Just as an FYI, it’s considered poor programming practice to indiscriminately use the !important
clause. Many people use it because they can’t figure out how to make the selector more specific.
In your example, you started off correctly, you copied the existing rule and changed the color value:
#mainnav ul li a:hover {
color: white;
}
One of the reasons why it might not override the existing rule is that your custom CSS comes in before the rule that’s in effect. That is, most custom CSS plugins will put their stylesheets after the theme’s style.css file, which is fine in most cases. The way that CSS works is that if there are two rules with identical specificity, then the rule which comes last takes precedence.
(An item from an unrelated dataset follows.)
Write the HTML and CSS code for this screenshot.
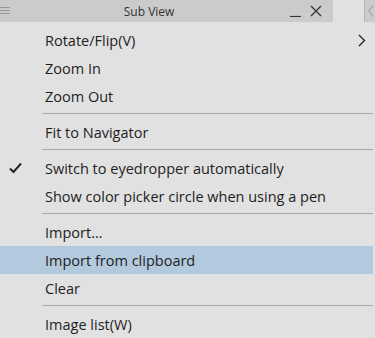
FILE: index.html
```html
<!DOCTYPE html>
<html lang="en">
<head>
    <meta charset="UTF-8">
    <meta name="viewport" content="width=device-width, initial-scale=1.0">
    <title>Sub View</title>
    <link rel="stylesheet" href="styles.css">
</head>
<body>
    <div class="window">
        <div class="titlebar">
            <div class="tb-main">
                <svg class="tb-menu" width="10" height="10" viewBox="0 0 10 10">
                    <path d="M0 1.5H10M0 4.5H10M0 7.5H10" stroke="#9a9a9a" stroke-width="1"/>
                </svg>
                <span class="tb-title">Sub View</span>
                <svg class="tb-btn" width="12" height="12" viewBox="0 0 12 12">
                    <path d="M0 11.5H11" stroke="#333" stroke-width="1.2"/>
                </svg>
                <svg class="tb-btn" width="12" height="12" viewBox="0 0 12 12">
                    <path d="M1 1L11 11M11 1L1 11" stroke="#333" stroke-width="1.3"/>
                </svg>
            </div>
            <div class="tb-gap"></div>
            <div class="tb-side">
                <svg width="8" height="12" viewBox="0 0 8 12">
                    <path d="M6 1L1.5 6L6 11" fill="none" stroke="#aaa" stroke-width="1.2"/>
                </svg>
            </div>
        </div>

        <div class="menu">
            <div class="item">
                <span class="label">Rotate/Flip(V)</span>
                <svg class="arrow" width="8" height="13" viewBox="0 0 8 13">
                    <path d="M1 1L6.5 6.5L1 12" fill="none" stroke="#222" stroke-width="1.3"/>
                </svg>
            </div>
            <div class="item"><span class="label">Zoom In</span></div>
            <div class="item"><span class="label">Zoom Out</span></div>
            <div class="sep"></div>
            <div class="item"><span class="label">Fit to Navigator</span></div>
            <div class="sep"></div>
            <div class="item">
                <svg class="check" width="14" height="12" viewBox="0 0 14 12">
                    <path d="M1 6.5L4.5 10L12 1.5" fill="none" stroke="#222" stroke-width="2"/>
                </svg>
                <span class="label">Switch to eyedropper automatically</span>
            </div>
            <div class="item"><span class="label">Show color picker circle when using a pen</span></div>
            <div class="sep"></div>
            <div class="item"><span class="label">Import...</span></div>
            <div class="item active"><span class="label">Import from clipboard</span></div>
            <div class="item"><span class="label">Clear</span></div>
            <div class="sep"></div>
            <div class="item"><span class="label">Image list(W)</span></div>
        </div>
    </div>
</body>
</html>
```

FILE: styles.css
```css
body {
    margin: 0;
    font-family: "Open Sans", "Noto Sans", sans-serif;
    background: #e1e1e1;
}
.window {
    width: 375px;
    height: 338px;
    overflow: hidden;
    background: #e1e1e1;
}
.titlebar {
    display: flex;
    height: 22px;
}
.tb-main {
    width: 334px;
    display: flex;
    align-items: center;
    background: #cbcbcb;
    padding-right: 11px;
    box-sizing: border-box;
}
.tb-title {
    flex: 1;
    text-align: center;
    font-size: 12px;
    color: #333;
    padding-left: 6px;
}
.tb-btn {
    margin-left: 8px;
}
.tb-gap {
    width: 31px;
    background: #e2e2e2;
}
.tb-side {
    flex: 1;
    display: flex;
    align-items: center;
    padding-left: 2px;
    background: #cbcbcb;
    border-left: 1px solid #b4b4b4;
}
.menu {
    width: 373px;
    padding-top: 4px;
}
.item {
    position: relative;
    display: flex;
    align-items: center;
    height: 28px;
    padding-left: 45px;
    font-size: 14.5px;
    color: #1e1e1e;
}
.item.active {
    background: #b3c9de;
}
.label {
    flex: 1;
    white-space: nowrap;
}
.arrow {
    margin-right: 7px;
}
.check {
    position: absolute;
    left: 9px;
    top: 8px;
}
.sep {
    height: 8px;
    margin-left: 42px;
    box-sizing: border-box;
    border-top: 3px solid transparent;
    background: linear-gradient(#a8a8a8, #a8a8a8) no-repeat 0 0 / 100% 1px;
    background-origin: padding-box;
}
```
However, there are some themes which add a separate inline stylesheet in addition to the style.css file, and if the rule that you are trying to override is in there, and the plugin’s CSS comes before that inline stylesheet, the rule in the inline stylesheet will take precedence. To override the rule, then, you need to make the selector of your new rule more specific.
So, to get back to your problem, the best practice says that you should just add enough specificity to your new rule to override the exiting rule. Adding the !important
clause is overkill, it really only needs to be used to override inline styles, or if the property you are trying to override has the !important
clause already in it. You can try modifying your rule like this:
nav#mainnav ul li a:hover {
color: white;
}
That is, add the nav
element name to #mainnav
ID (note that there is no space between them since they are the same element), and that will add 1 point to the specificity. That should be enough to override the existing rule.